A dire il vero quota 100 non è ancora una misura previdenziale in vigore, anzi, siamo ancora alla fase embrionale. Il Governo Conte, da poco formatosi, tra i provvedimenti urgenti ne ha inseriti diversi in materia previdenziale e tra questi, quota 100 sicuramente è quello più interessante. Si tratterebbe di una misura che offrirebbe maggiore flessibilità in uscita dal lavoro, anche se nelle ultime ore, indiscrezioni e previsioni lasciano pensare che si tratterà di una misura vincolata a determinati parametri di età e forse di tipologia di contribuzione versata.
In attesa che dalla semplice idea si passi ad una vera e propria misura previdenziale, siti, giornali ed esperti hanno già messo nero su bianco i pro ed i contro di questa probabile novità pensionistica. Da questi continui studi, emerge che probabilmente, quota 100 a fronte di un evidente e importante anticipo di pensione, chiederà ai neo pensionandi un sacrificio a livello di assegno previdenziale da percepire.
La misura e come dovrebbe funzionare
Su quota 100 ormai si sa quasi tutto, perché già durante la campagna elettorale si è fatto un gran parlare di questo provvedimento. Dalla campagna elettorale al contratto di Governo, cioè dalle promesse durante il periodo pre-elettorale, alla realtà di oggi, con i provvedimenti che iniziano ad essere lavorati, quota 100 è già nettamente cambiata.
Come era probabile che fosse, la misura inizialmente prevista si è presto scontrata con la dura realtà della sostenibilità del sistema, delle casse statali e della spesa pubblica.
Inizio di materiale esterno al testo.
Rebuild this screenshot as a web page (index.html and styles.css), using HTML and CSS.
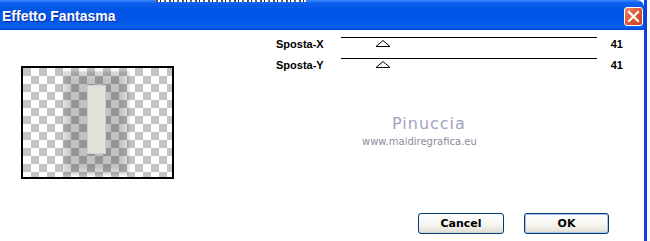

Il meccanismo di uscita è rimasto invariato, con la necessità di arrivare a 100 sommando età anagrafica e contribuzione versata. Si ipotizza però che ci vorrà una età minima da raggiungere e sempre ipoteticamente, dovrebbe essere fissata a 64 anni.
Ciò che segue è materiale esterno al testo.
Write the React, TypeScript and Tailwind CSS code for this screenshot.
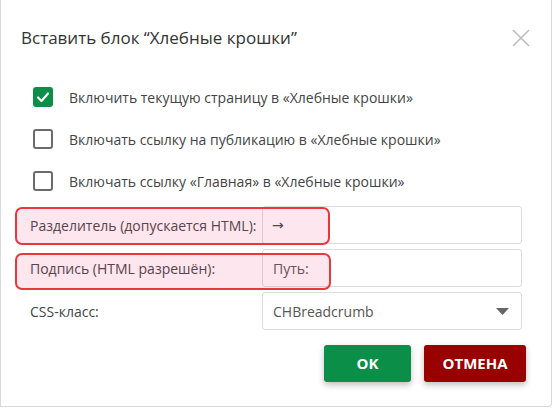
function Checkbox({ checked }: { checked?: boolean }) {
  if (checked) {
    return (
      <div className="w-5 h-5 rounded-[3px] bg-[#0b8e48] flex items-center justify-center">
        <svg width="14" height="14" viewBox="0 0 14 14" fill="none">
          <path d="M2 7.5 L5.5 11 L12 3.5" stroke="#fff" strokeWidth="2.2" strokeLinecap="round" strokeLinejoin="round" />
        </svg>
      </div>
    )
  }
  return <div className="w-5 h-5 rounded-[3px] border-2 border-[#6b6b6b] bg-white" />
}

const options = [
  { label: "Включить текущую страницу в «Хлебные крошки»", checked: true },
  { label: "Включать ссылку на публикацию в «Хлебные крошки»", checked: false },
  { label: "Включать ссылку «Главная» в «Хлебные крошки»", checked: false },
]

export default function App() {
  return (
    <div className="relative w-[553px] h-[408px] bg-white font-['Open_Sans',sans-serif] text-[#333] overflow-hidden">
      <div className="w-[552px] h-[407px] flex flex-col border-l border-r border-b border-[#d9d9d9] rounded-br-[4px] bg-white">
        {/* header */}
        <div className="flex justify-between items-start pl-5 pr-[21px] pt-[24px]">
          <div className="text-[17px] leading-[28px] text-[#333]">Вставить блок “Хлебные крошки”</div>
          <svg width="18" height="18" viewBox="0 0 18 18" className="mt-[5px]">
            <path d="M1 1 L17 17 M17 1 L1 17" stroke="#bdbdbd" strokeWidth="1.6" />
          </svg>
        </div>

        {/* checkboxes */}
        <div className="mt-[24px] pl-8">
          {options.map((o) => (
            <div key={o.label} className="h-[42px] flex items-center gap-4">
              <Checkbox checked={o.checked} />
              <span className="text-[14px] text-[#444]">{o.label}</span>
            </div>
          ))}
        </div>

        {/* fields */}
        <div className="mt-[4px] flex flex-col gap-[5px] pl-[29px] pr-[29px]">
          <div className="flex items-center h-[38px]">
            <div className="w-[232px] text-[14px] text-[#444]">Разделитель (допускается HTML):</div>
            <div className="flex-1 h-full border border-[#dcdcdc] rounded-[3px] flex items-center px-[9px] text-[14px] text-[#444] font-['DejaVu_Sans',sans-serif]">→</div>
          </div>
          <div className="flex items-center h-[38px]">
            <div className="w-[232px] text-[14px] text-[#444]">Подпись (HTML разрешён):</div>
            <div className="flex-1 h-full border border-[#dcdcdc] rounded-[3px] flex items-center px-[10px] text-[14px] text-[#555]">Путь:</div>
          </div>
          <div className="flex items-center h-[38px]">
            <div className="w-[232px] text-[14px] text-[#444]">CSS-класс:</div>
            <div className="flex-1 h-full border border-[#dcdcdc] rounded-[3px] flex items-center justify-between pl-[10px] pr-[12px] text-[14px] text-[#555]">
              <span>CHBreadcrumb</span>
              <svg width="13" height="7" viewBox="0 0 13 7">
                <path d="M0 0 L13 0 L6.5 7 Z" fill="#666" />
              </svg>
            </div>
          </div>
        </div>

        {/* footer */}
        <div className="mt-[15px] flex justify-end gap-[13px] pr-[25px]">
          <button className="w-[87px] h-[37px] rounded-[3px] bg-[#0b8e48] text-white font-bold text-[15px] shadow-[0_3px_6px_rgba(0,0,0,0.25)]">
            OK
          </button>
          <button className="w-[102px] h-[37px] rounded-[3px] bg-[#990000] text-white font-bold text-[15px] shadow-[0_3px_6px_rgba(0,0,0,0.25)]">
            ОТМЕНА
          </button>
        </div>
      </div>

      {/* annotation highlights */}
      <div className="absolute left-[15px] top-[207px] w-[315px] h-[38px] rounded-[7px] border-2 border-[#e8383d] bg-[rgba(236,64,122,0.13)]" />
      <div className="absolute left-[15px] top-[253px] w-[316px] h-[37px] rounded-[7px] border-2 border-[#e8383d] bg-[rgba(236,64,122,0.13)]" />
    </div>
  )
}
Fosse già in vigore, la misura così come nasce da queste indiscrezioni permetterebbe il pensionamento a chi ha 64 anni e 36 di contributi, 65 anni e 35 o 66 e 34. Per chi è sotto i 64 anni, bisognerebbe attendere i 67 anni che dal 2019 saranno l’età giusta per la normale pensione di vecchiaia che necessita anche di 20 anni di versamenti previdenziali.
Per lo stesso ragionamento è evidente che un 67enne, con o senza quota 100, andrebbe comunque in pensione rendendo per lui, la novità inutile. Inoltre, va considerato il fatto che come si pensa di fare con quota 41, anche quota 100 avrebbe un limite ai contributi figurativi utili ai fini del requisito. Se ne potrebbero utilizzare al massimo 2, un paletto abbastanza pesante per lavoratori stagionali, edili, agricoli o donne, tanto per citarne alcuni, che non possono garantire carriere contributive lunghe e continue.
Assegni più bassi
Quando si parla di misure previdenziali e uscita anticipata, si deve sempre fare il conto con una penalizzazione in termini di importo delle Pensioni. Una cosa già successa con opzione donna durante il suo finora unico biennio di sperimentazione, oppure con l’Ape sociale.
Nel sistema non lo è mai stato e mai sarà possibile, non rimetterci nulla a fronte di qualche anno di anticipo di pensione. Il sistema di calcolo degli assegni, cioè il contributivo non esenta chi lascia il lavoro in anticipo, dal taglio di pensione che nasce da un minor versamento di contributi per tutti gli anni di anticipo. Al riguardo sono eloquenti due articoli di due noti quotidiani a tiratura nazionale, “Il Giornale” ed “Il Corriere della Sera”. Per entrambi, la quota 100 significa assegni più bassi. Il Corriere per esempio parla di baratto soldi-lavoro, perché tanto prima si lascia il lavoro con la quota 100, tanto meno si percepisce di assegno. Un taglio maggiore per i più giovani che se davvero nascesse la misura, potrebbero lasciare il lavoro un quinquennio prima, ma con taglio di oltre 200 euro al mese. Taglio che ripetiamo deriva dal sistema di calcolo delle pensioni e pertanto, più tardi si esce dal lavoro, maggiori contributi si versano e meno ci si rimette di assegno pensionistico.